Among the various models, the MEM offers a simple but efficient approach for determining pion valence quark distributions [21]. It has been proposed as an alternative to conventional global fits for extracting PDFs [33]. In information theory, entropy serves as a quantitative measure of uncertainty and has gained increasing significance in physical theories. It is essential to emphasize that parton distributions are not direct experimental observables; rather, they represent probabilistic constructs. Consequent- ly, these distributions are fundamentally linked to the principles of information entropy.

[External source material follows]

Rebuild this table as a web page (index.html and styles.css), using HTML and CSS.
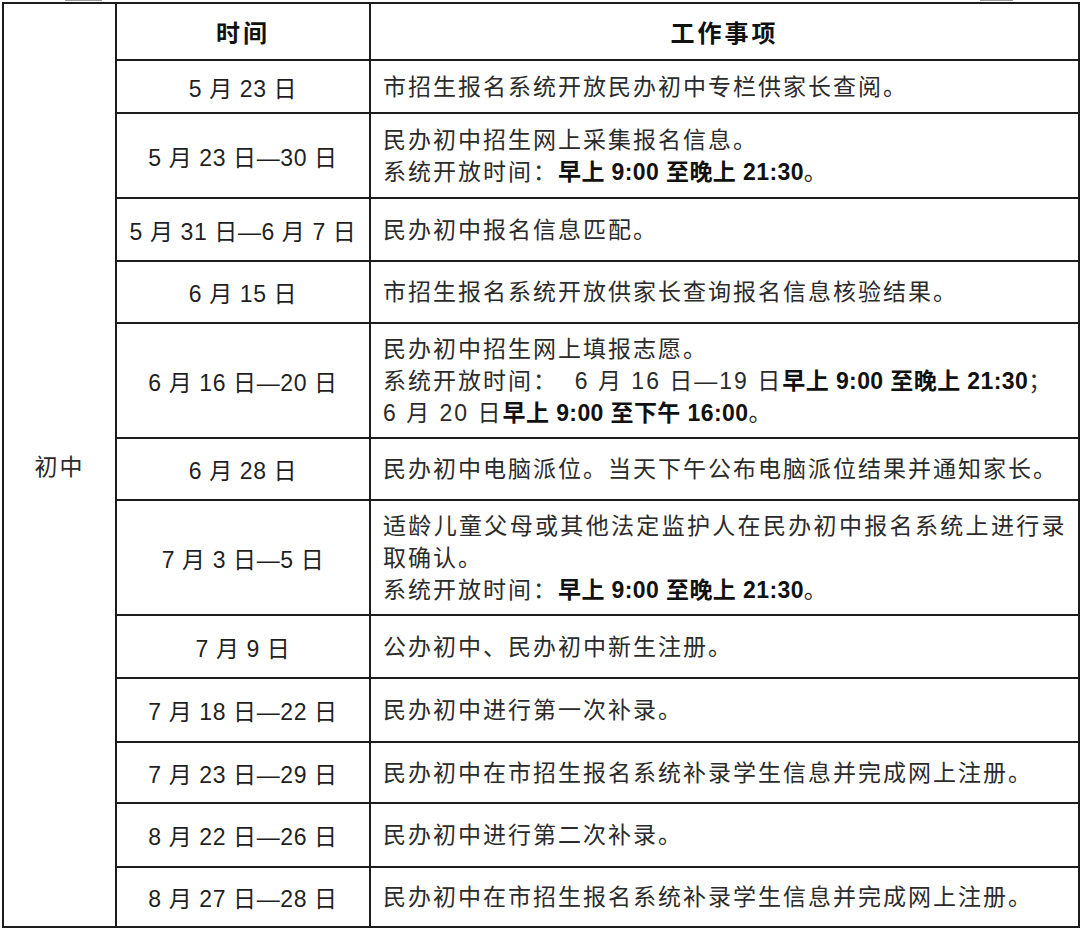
FILE: index.html
```html
<!DOCTYPE html>
<html lang="zh-CN">
<head>
<meta charset="utf-8">
<title>初中招生工作时间表</title>
<link rel="stylesheet" href="styles.css">
</head>
<body>
<div class="marks"><span class="mark mark-left"></span><span class="mark mark-right"></span></div>
<table class="schedule">
  <colgroup>
    <col class="c-stage">
    <col class="c-date">
    <col class="c-task">
  </colgroup>
  <tr class="h57">
    <td class="stage" rowspan="13">初中</td>
    <th class="head">时间</th>
    <th class="head">工作事项</th>
  </tr>
  <tr class="h53">
    <td class="date">5 月 23 日</td>
    <td class="task">市招生报名系统开放民办初中专栏供家长查阅。</td>
  </tr>
  <tr class="h85">
    <td class="date">5 月 23 日—30 日</td>
    <td class="task">民办初中招生网上采集报名信息。<br>系统开放时间：<b>早上 9:00 至晚上 21:30</b>。</td>
  </tr>
  <tr class="h63">
    <td class="date">5 月 31 日—6 月 7 日</td>
    <td class="task">民办初中报名信息匹配。</td>
  </tr>
  <tr class="h62">
    <td class="date">6 月 15 日</td>
    <td class="task">市招生报名系统开放供家长查询报名信息核验结果。</td>
  </tr>
  <tr class="h115">
    <td class="date">6 月 16 日—20 日</td>
    <td class="task">民办初中招生网上填报志愿。<br>系统开放时间：&nbsp; 6 月 16 日—19 日<b>早上 9:00 至晚上 21:30</b>；<br>6 月 20 日<b>早上 9:00 至下午 16:00</b>。</td>
  </tr>
  <tr class="h62">
    <td class="date">6 月 28 日</td>
    <td class="task">民办初中电脑派位。当天下午公布电脑派位结果并通知家长。</td>
  </tr>
  <tr class="h115">
    <td class="date">7 月 3 日—5 日</td>
    <td class="task"><span class="full-line">适龄儿童父母或其他法定监护人在民办初中报名系统上进行录</span>取确认。<br>系统开放时间：<b>早上 9:00 至晚上 21:30</b>。</td>
  </tr>
  <tr class="h63">
    <td class="date">7 月 9 日</td>
    <td class="task">公办初中、民办初中新生注册。</td>
  </tr>
  <tr class="h64">
    <td class="date">7 月 18 日—22 日</td>
    <td class="task">民办初中进行第一次补录。</td>
  </tr>
  <tr class="h61">
    <td class="date">7 月 23 日—29 日</td>
    <td class="task">民办初中在市招生报名系统补录学生信息并完成网上注册。</td>
  </tr>
  <tr class="h64">
    <td class="date">8 月 22 日—26 日</td>
    <td class="task">民办初中进行第二次补录。</td>
  </tr>
  <tr class="h60">
    <td class="date">8 月 27 日—28 日</td>
    <td class="task">民办初中在市招生报名系统补录学生信息并完成网上注册。</td>
  </tr>
</table>
</body>
</html>
```
FILE: styles.css
```css
html, body {
  margin: 0;
  padding: 0;
  background: #ffffff;
}

body {
  font-family: "Liberation Sans", "Noto Sans CJK SC", sans-serif;
  color: #2b2b2b;
  font-size: 23px;
}

.marks {
  height: 2px;
  display: flex;
  align-items: flex-start;
}

.mark {
  display: block;
  height: 1px;
  background: #9a9a9a;
}

.mark-left {
  width: 37px;
  margin-left: 65px;
}

.mark-right {
  width: 33px;
  margin-left: 878px;
}

.schedule {
  border-collapse: collapse;
  table-layout: fixed;
  width: 1076px;
  margin-left: 2px;
}

.c-stage { width: 113px; }
.c-date { width: 254px; }
.c-task { width: 709px; }

.schedule td,
.schedule th {
  border: 2px solid #1c1c1c;
  padding: 0;
  vertical-align: middle;
}

.schedule .head {
  font-size: 24px;
  font-weight: 700;
  letter-spacing: 3px;
  color: #111;
  text-align: center;
}

.schedule .stage {
  text-align: center;
  letter-spacing: 2px;
}

.schedule .date {
  text-align: center;
  letter-spacing: 0.6px;
  color: #1f1f1f;
  white-space: nowrap;
}

.schedule .task {
  text-align: left;
  letter-spacing: 2px;
  line-height: 32px;
  padding: 0 12px 0 12px;
  white-space: nowrap;
}

.task b {
  font-weight: 700;
  color: #111;
  letter-spacing: 0.4px;
}

.full-line {
  display: block;
  text-align: justify;
  text-align-last: justify;
  letter-spacing: 1.4px;
}

.h57 { height: 57px; }
.h53 { height: 53px; }
.h85 { height: 85px; }
.h63 { height: 63px; }
.h62 { height: 62px; }
.h115 { height: 115px; }
.h64 { height: 64px; }
.h61 { height: 61px; }
.h60 { height: 60px; }
```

The relationship be-tween entropy and the gluon distribution has been notably explored by Kharzeev et al. [34]. Furthermore, the maximum entropy principle, as articlated by Jaynes [35], plays a pivotal role in establishing probability distributions that minimally incorporate external biases. The core premise of the MEM is to derive the most unbiased distribution possible based on the available information. In parton distribution studies, the MEM has proved particularly advantageous in scenarios where information derived from QCD calculations is limited [33].
In the MEM, the known properties of the hadron serve as testable information, while the valence quark distributions are determined by maximizing entropy. In Ref. [21], the MEM was first employed to model the non-perturbative input associated with pions. Using a very low resolution probe, valence constituents dominate in the quark-parton model. Based on the Von Neumann entropy, which satisfies the additivity property, the entropy of valence quark distributions at an initial scale of
$ Q^2_0 $ is defined as follows:$ S=-\int_0^1[u_\nu(x,Q^2){\rm{ln}}(u_\nu(x,Q^2))+\bar{d}_\nu(x,Q^2){\rm{ln}}(\bar{d}_\nu(x,Q^2))] {\rm d}x. $
(1) With this entropy, the valence quark distribution is well described when the momentum contributed from gluons is nonzero. However, Eq. (1) is obtained under the ansatz that the interaction between valence quarks is negligible. It is more reasonable to describe the internal structure of a pion in terms of non-extensive entropy because the valence quarks are correlated. Tsallis entropy is a type of non-extensive entropy [36−38] and is defined as follows:
$ S_q(p)=\frac{1}{q-1} \left(1-\int(p(x))^q {\rm d}x \right) , \; (q\neq1), $
(2) where
$ p(x) $ is the probability distribution function and the index q represents the correlation strength of a system. When$ q\rightarrow 1 $ , Eq. (2) is reduced to Von Neumann entropy as follows:$ S=-\int p(x)\ln p(x) {\rm{d}}x. $
(3) Tsallis entropy satisfies pseudo-additivity, which is represented as follows:
$ S_q=S_q(u_\nu)+S_q(\bar{d}_{\nu})+(1-q)S_q(u_\nu)S_q(\bar{d}_\nu). $
(4) Tsallis entropy is a one-parameter extension of the Von Neumann entropy; therefore, it is more applicable and flexible for the description of a system with long-range correlation. In this study, we employ Tsallis entropy to determine the valence quark distributions of pions based on the MEM. Our results indicate that the correlation between valence quarks plays an important role in describing the valence quark distributions of pions.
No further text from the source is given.